Virginia artist Janet Brome grew up in San Diego. She majored in art in college and worked as a fashion illustrator before serving in the Peace Corps in Bolivia. She then earned a Master of Teaching degree and worked in arts education in suburban Maryland where she designed and directed a teacher training program in the arts. This program, Project Arts, became a national model for arts education.
In 1978 she became a mother and a potter. Her animal pots were sold in craft galleries throughout the country. In 1979 the family moved into an old schoolhouse in Limeton, Virginia where she and her husband made pots in the school kitchen. After ten years as a potter, Janet returned to the field of education as a Gifted and Talented Resource Teacher.
She has devoted full time to her artwork since the summer of 2000. She has studied at The Maryland College of Art and Design, The Corcoran College of Art, and The Art League in Virginia. She has been awarded several grants to continue her studies in art; one from The Front Royal Women's Resource Center in 2000, and one from The Marion Park Lewis Foundation for the Arts in 2005. Janet has taught art at Lord Fairfax Community College, the regional Governor's School for the Arts, and privately in local studios. She is a member of the Blue Ridge Arts Council , the Washington Sculptors Group, and is one of a group of Virginia artists known as The Six Pack.

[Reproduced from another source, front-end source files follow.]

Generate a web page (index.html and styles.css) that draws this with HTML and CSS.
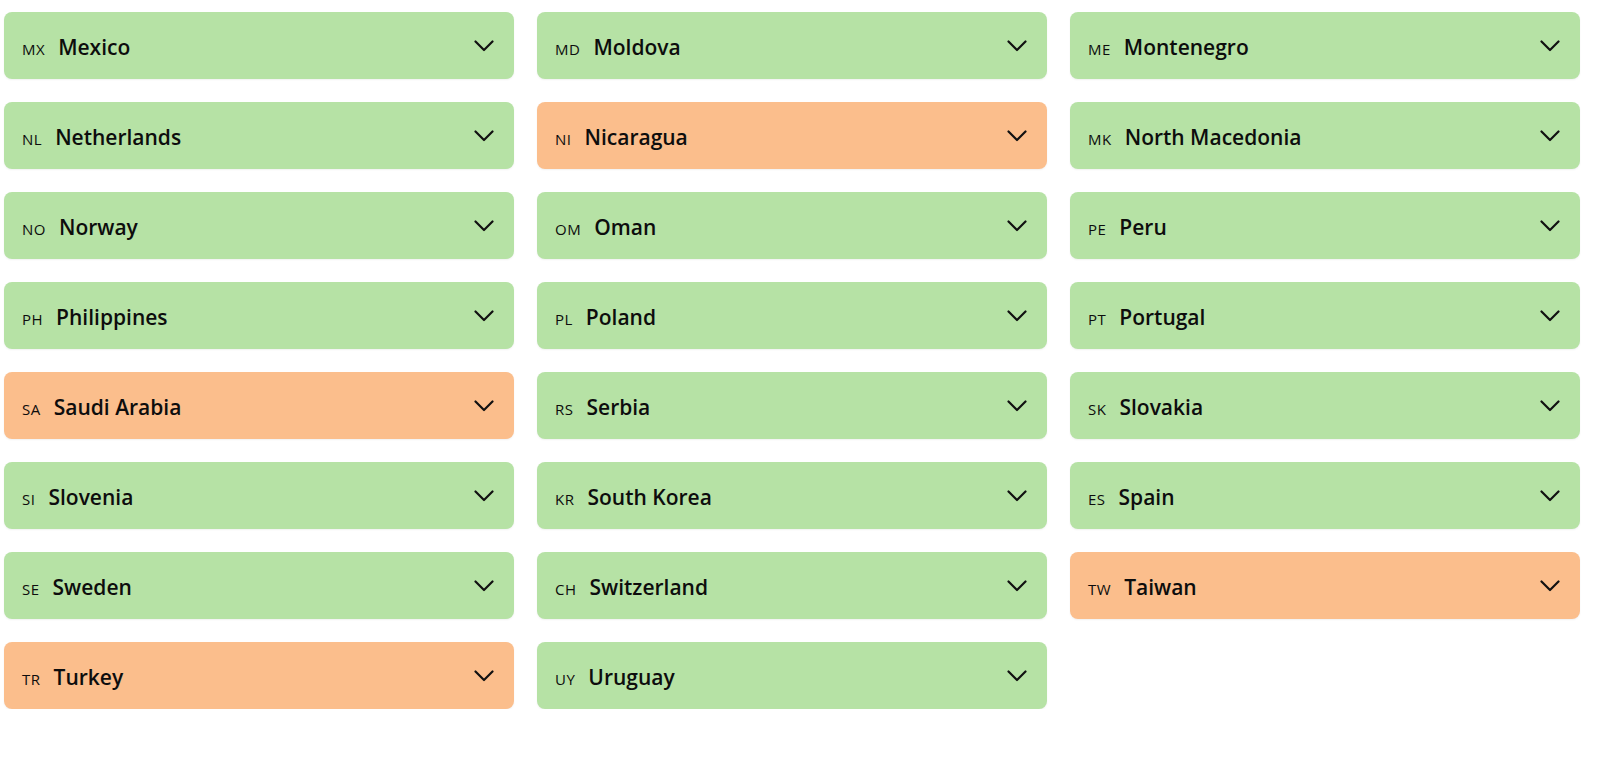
FILE: index.html
```html
<!DOCTYPE html>
<html lang="en">
<head>
    <meta charset="UTF-8">
    <meta name="viewport" content="width=device-width, initial-scale=1.0">
    <title>Countries</title>
    <link rel="stylesheet" href="styles.css">
</head>
<body>
    <div class="country-grid" id="grid"></div>

    <script>
        const countries = [
            ['MX', 'Mexico', 'ok'], ['MD', 'Moldova', 'ok'], ['ME', 'Montenegro', 'ok'],
            ['NL', 'Netherlands', 'ok'], ['NI', 'Nicaragua', 'warn'], ['MK', 'North Macedonia', 'ok'],
            ['NO', 'Norway', 'ok'], ['OM', 'Oman', 'ok'], ['PE', 'Peru', 'ok'],
            ['PH', 'Philippines', 'ok'], ['PL', 'Poland', 'ok'], ['PT', 'Portugal', 'ok'],
            ['SA', 'Saudi Arabia', 'warn'], ['RS', 'Serbia', 'ok'], ['SK', 'Slovakia', 'ok'],
            ['SI', 'Slovenia', 'ok'], ['KR', 'South Korea', 'ok'], ['ES', 'Spain', 'ok'],
            ['SE', 'Sweden', 'ok'], ['CH', 'Switzerland', 'ok'], ['TW', 'Taiwan', 'warn'],
            ['TR', 'Turkey', 'warn'], ['UY', 'Uruguay', 'ok']
        ];

        const grid = document.getElementById('grid');
        const chevron = '<svg class="chevron" width="20" height="12" viewBox="0 0 20 12"><path d="M1.5 1.5 L10 10 L18.5 1.5" fill="none" stroke="#111" stroke-width="2.2" stroke-linecap="round" stroke-linejoin="round"/></svg>';

        countries.forEach(function (c) {
            let card = document.createElement('div');
            card.className = 'country ' + c[2];
            card.innerHTML = '<span class="label"><span class="code">' + c[0] + '</span>' +
                '<span class="name">' + c[1] + '</span></span>' + chevron;
            grid.appendChild(card);
        });
    </script>
</body>
</html>
```

FILE: styles.css
```css
body {
    margin: 0;
    font-family: "Open Sans", "Noto Sans", sans-serif;
    background-color: #fff;
    color: #0d0d0d;
}
.country-grid {
    display: grid;
    grid-template-columns: repeat(3, 510px);
    column-gap: 23px;
    row-gap: 23px;
    padding: 12px 0 0 4px;
}
.country {
    height: 67px;
    display: flex;
    align-items: center;
    justify-content: space-between;
    padding: 0 20px 0 18px;
    border-radius: 8px;
    box-shadow: 0 1px 2px rgba(0, 0, 0, 0.06);
}
.country.ok {
    background-color: #b6e2a5;
}
.country.warn {
    background-color: #fbbe8c;
}
.country .label {
    display: flex;
    align-items: baseline;
    padding-top: 2px;
}
.country .code {
    font-size: 15px;
    letter-spacing: 0.5px;
    margin-right: 13px;
}
.country .name {
    font-size: 21px;
    font-weight: 600;
}
.country .chevron {
    display: block;
    margin-top: 1px;
}
```
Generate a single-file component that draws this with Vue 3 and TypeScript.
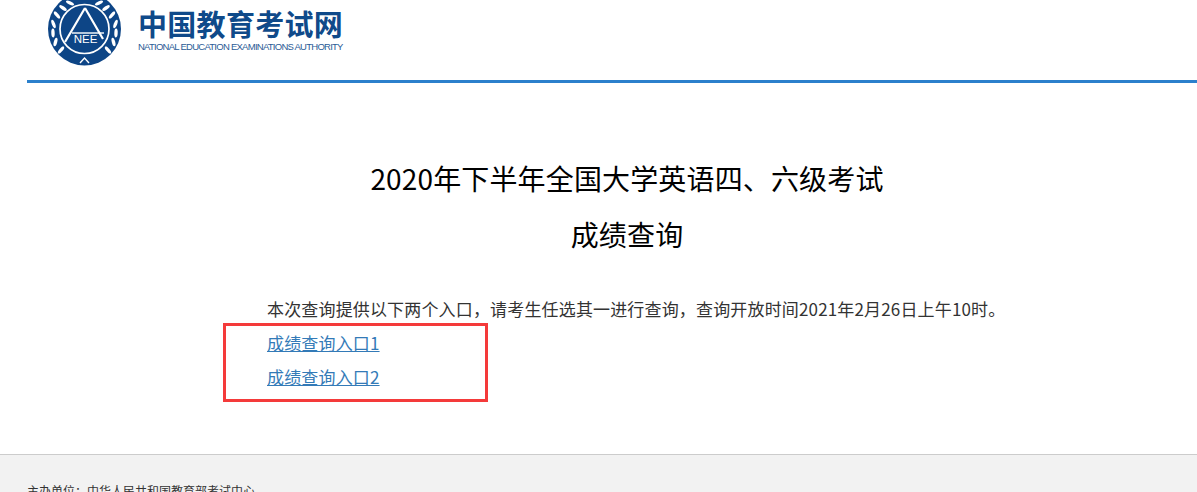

Her work can be seen at the R.H. Ballard Gallery in Washington, VA., and The Cottage Curator in Sperryville, VA. In past years, when making her screen sculptures, she was represented by Blue Spiral 1 Gallery in Asheville, NC, and the Meghan Candler Gallery in Vero Brach, FL,
For over fifteen years, most of my time was spent creating screen sculptures. I was intrigued by metal screen and what it does when manipulated. The shadows cast by these pieces played an increasingly important role the longer I worked in this medium. When making my screen sculptures, I simply tried to be open to what the material wanted to do.
I do continue to work with two-dimensional art. The process of painting - unlike the process of putting together my sculptures - is contemplative. I savor those moments when my linear thinking stops and the painting and I become one. Currently I am playing with painted paper cut-and-paste compositions. Who knows how long this will last?
As I enter my 8th decade, I am less concerned about exhibiting my work and am more interested in exploring various mediums. Whatever medium I choose to work with, it must present a challenge to me. Once I feel I have nothing new to say, I need to move on.
My goal is to engage the viewer and offer delight or wonder.